Que nadie crea que la irritación era mentira

Francia, el país díscolo, escéptico y realista que rechazó en referéndum la farragosa Constitución europea en mayo de 2005 con casi un 55% de votos en contra, ha tomado ahora -todo el mundo lo sabe- una decisión trascendental: cuando el Tratado de Roma ha cumplido 50 años y la UE acaba de salir de la más grave crisis económica de su historia que ha dejado importantísimas secuelas, Francia ha apostado por la supervivencia de la idea de integración europea, frente a los cantos de sirena que proponían una ruptura con el pasado y la apuesta por nuevos caminos populistas.

Parece claro sin embargo que el mandato que ha recibido Macron no es incondicional sino que está supeditado a los resultados que obtenga ya que no ha recibido un voto de confianza ilimitada. Su aceptación o no a medio/largo plazo dependerá de que a) consiga modernizar su propio país; y b) logre convencer a Alemania e impulsar de su mano el viraje de la Unión Europea en su conjunto, imponiendo un vector claramente social y de integración federal.

Ha pasado casi inadvertida la noticia de que la Comisión publicó recientemente, justo entre las dos vueltas de las presidenciales francesas, un "Documento de reflexión sobre la dimensión social de la UE", que resucita la idea de dotar a la Unión de un "pilar social". El nuevo presidente Macron parece decantarse por estos designios, pero la canciller Merkel no es una entusiasta de esta idea, que con la boca pequeña defiende en cambio su rival socialdemócrata Martin Schulz. También la patronal alemana ha hecho sonar las alarmas ante unas propuestas de la Comisión que rechazan y que, sin embargo, para la izquierda se quedan muy cortas.

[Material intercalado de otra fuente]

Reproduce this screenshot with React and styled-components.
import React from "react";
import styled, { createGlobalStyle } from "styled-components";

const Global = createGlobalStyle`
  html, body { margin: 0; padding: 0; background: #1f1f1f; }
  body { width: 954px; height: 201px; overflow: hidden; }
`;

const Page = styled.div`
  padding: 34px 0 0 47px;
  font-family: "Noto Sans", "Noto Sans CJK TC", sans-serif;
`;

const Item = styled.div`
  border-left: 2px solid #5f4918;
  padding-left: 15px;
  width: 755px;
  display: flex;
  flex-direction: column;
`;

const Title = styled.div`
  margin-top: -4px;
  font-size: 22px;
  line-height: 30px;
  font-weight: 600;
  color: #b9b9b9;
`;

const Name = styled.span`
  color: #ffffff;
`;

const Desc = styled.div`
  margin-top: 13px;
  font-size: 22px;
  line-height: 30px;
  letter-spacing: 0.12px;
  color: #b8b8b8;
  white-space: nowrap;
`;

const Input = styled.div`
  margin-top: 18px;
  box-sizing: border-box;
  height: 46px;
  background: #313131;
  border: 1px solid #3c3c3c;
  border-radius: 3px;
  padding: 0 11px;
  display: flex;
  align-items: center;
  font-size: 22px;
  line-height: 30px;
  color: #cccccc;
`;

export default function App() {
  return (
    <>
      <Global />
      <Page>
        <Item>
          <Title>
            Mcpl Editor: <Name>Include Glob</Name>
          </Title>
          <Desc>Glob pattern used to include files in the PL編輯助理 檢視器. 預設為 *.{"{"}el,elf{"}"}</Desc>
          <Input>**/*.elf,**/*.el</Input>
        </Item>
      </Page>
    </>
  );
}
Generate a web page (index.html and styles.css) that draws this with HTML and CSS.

? Aprovechando la euforia del triunfo de Macron, Rajoy se ha subido al carro de una Europa más integrada económicamente, que nos proteja de las crisis, que sea el anclaje de nuestro desarrollo y que otorgue solvencia a la moneda única, que es un factor clarísimo de productividad. Hace apenas unos días, se filtraba un documento de Moncloa, ya presentado en Bruselas, en el que se exige avanzar hacia "un verdadero gobierno económico europeo" con una unión fiscal en toda regla y que incluya un presupuesto anticrisis, un seguro de desempleo común, los eurobonos y las medidas necesarias para culminar la unión bancaria, incluida la mutualización de riesgos€ Este ha de ser nuestro objetivo de mínimos, que merece, con los matices que se quiera, un apoyo incondicional.

Stiglitz, el premio Nobel de Columbia, nos acaba de advertir sin embargo de que, con la llegada de Macron, Occidente no ha eludido por completo el riesgo de fracaso todavía: las buenas noticias francesas no deberían llevarnos a pensar que la irritación de las clases medias que han impulsado el Brexit y aupado a Trump era mentira, o que ha llegado a un máximo que no se va a sobrepasar, o que la indignación ha remitido y todo vuelve a estar apaciblemente en orden. La victoria de Macron, abultada porque muchos de sus adversarios le han votado para evitar que el fascismo llegara al Elíseo, es un balón de oxígeno provisional y momentáneo, que se deshinchará rápidamente si el nuevo presidente francés no es capaz de rescatar a los desheredados, impulsar el inaplazable viraje solidario de la Unión, mejorar el nivel de vida de sus ciudadanos y de los europeos en general y gestionar la globalización con más dulzura y sensibilidad para que sus efectos no vuelvan a ser demoledores. Macron debe actuar como si lo peor estuviera por venir, dispuesto a encabezar las reformas que salven lo esencial de esta democracia en dificultades.

Lo ha dicho el catedrático Anton Costas en un reciente y memorable artículo: "Sólo con un patriotismo europeo basado en un nuevo contrato social que ofrezca seguridad económica frente a los riesgos de la integración y las crisis será posible revivir el europeísmo y el liberalismo económico".